Après une dernière salve d’applaudissements générale, l’écran géant de la plénière s’est ouvert sur une séance de vidéos (à voir ici à partir de 10:45) façon diapos de vacances vilainement attrapées par l’obturateur d’un téléphone. Au rythme d’un chant andalou, les photos des négociateurs au travail, à table, en train de rire ou dans des situations cocasses – Laurence Tubiana au volant d’une voiturette électrique, un délégué dansant devant ses collègues hilares – ont défilé sur l’écran. Tout y était : la musique, l’écran partagé en quatre, les fondus enchaînés… Et voilà que nos féroces négociateurs redevenaient bigrement humains, voire tendrement beaufs. Il faut dire qu’ils en passent des nuits et des jours ensemble. En session COP, ils bûchent, isolés de leurs familles et des autres comme une bulle de savon au dessus d’un monde en ébullition.

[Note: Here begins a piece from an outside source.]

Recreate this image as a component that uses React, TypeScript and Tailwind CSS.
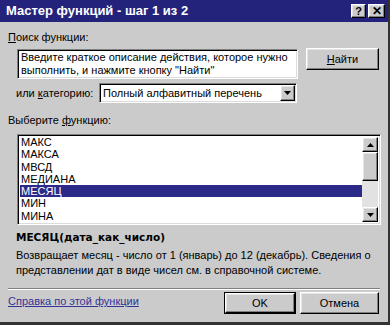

Une proximité parfois problématique. « Les négociateurs se côtoient depuis plusieurs années, des affinités humaines se créent, une routine s’installe », décryptait en milieu de semaine Alix Mazounie, du Réseau Action Climat. D’où l’importance de l’irruption des chefs d’Etat et de gouvernement et des ministres dans ce monde très fermé. « L’impulsion politique, ça sert à sortir les négociateurs de leur routine. Quand les chefs d’Etat viennent, ils chamboulent les choses. Le but, c’est de rappeler aux négociateurs que le travail qu’ils font est très important du point de vue politique mais aussi social », selon Alix Mazounie.